Sara Cucé, 2020 - ongoing

'Agrigento' is an ongoing body of works that I began researching and creating in 2020,

during my first visit to the city, travelling along the south western Sicilian coast.

Since then, I’m regularly visiting the city, creating a body of works that could represent the unique feeling of living in a space where time feels like suspended, almost as if it was a non-place, an in-between space and at the same time trying to catch the rooted traditions, smells, shapes and more. 


It has a very specific type of beauty, the beauty of something ancient, almost stuck in time and yet wonderful, that feeling of travelling back in time and walking around like you are a stranger in a different era.
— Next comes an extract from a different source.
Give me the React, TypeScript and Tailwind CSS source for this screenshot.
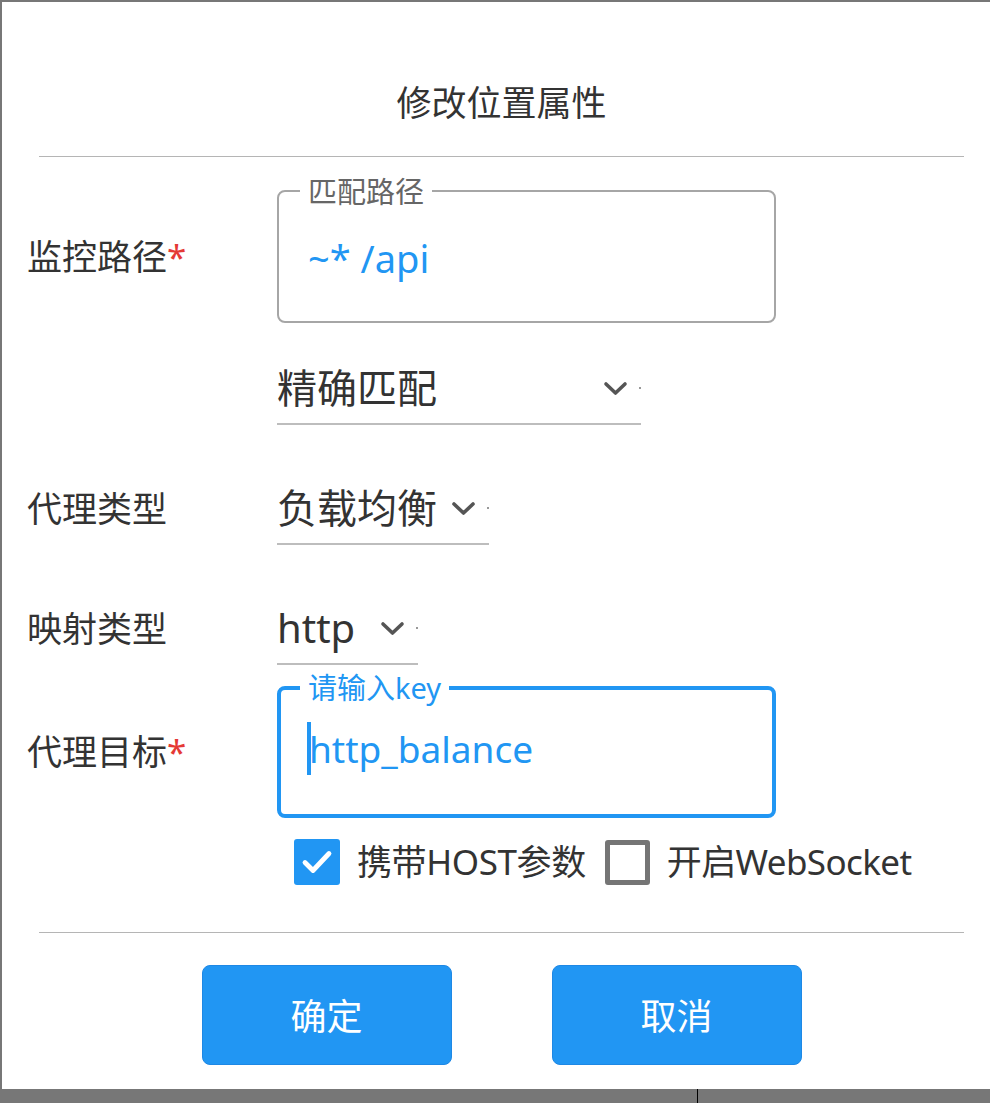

The beauty of decay, the beauty of a limbo, the beauty of going far away, in a space-time where it feels like the standard rules don't really apply.

This city is an en plein air archive, a repository of memory. Time is inscribed in the architecture, the food, the culture, the language, the walls. The marks of history are left everywhere in a city that is stuck in the past, and the generations bear these marks on their facial expressions, the posture and the walking pace, calm but heavily subjected to past events, inner struggles, a sort of inexorable passivity.

Agrigento is permeated by a magical veil, that stops time and space. Everything seems like crystallised in time, people’s expression, the architecture, the words, the streets, there is an ancient halo covering their thoughts and their gestures. It’s a decadent beauty, so fascinating, dragging you to come back again and again, it's enchanting. 


 

A strong religious belief is rooted in every person, and it’s mixed with a prominent sense of superstition and pagan beliefs, like in all the rest of Sicily. When your foot lands on the Sicilian soil, you can see that airplane at your back and then you forget the rest, you are just back in time, like you just took a time machine.
 So the celebrations for the famous saint ‘San Calogero’ in Agrigento is rapidly mixing up with a walk down the cathedral, in the main plaza, where there is an APE car, famous around the 50s, heavy and full of the most fresh and exquisite fruit and veggies just picked up from a surrounding farm, with a very old and fashionable scale in the middle of the vehicle, and a man screaming undetected words in a Sicilian dialect to alert everyone around, that the man with fresh fruit and veggies is there now.

 

On the front seat of the Ape car, there is a series of things hanging from the car rear mirror, a bunch of garlic, a cross, some salt, a red chilly, the image of Mary and something else that I didn’t recognise. I’ve asked him ‘what’s that?’ and he said ‘it’s a bunch of things that wish me luck’.. and I said ‘ in what sense?’ and he replied ‘well.. they make sure to keep away bad people energy and thoughts so I will sell a lot today’.


It's incredibly fascinating to see how life there goes on.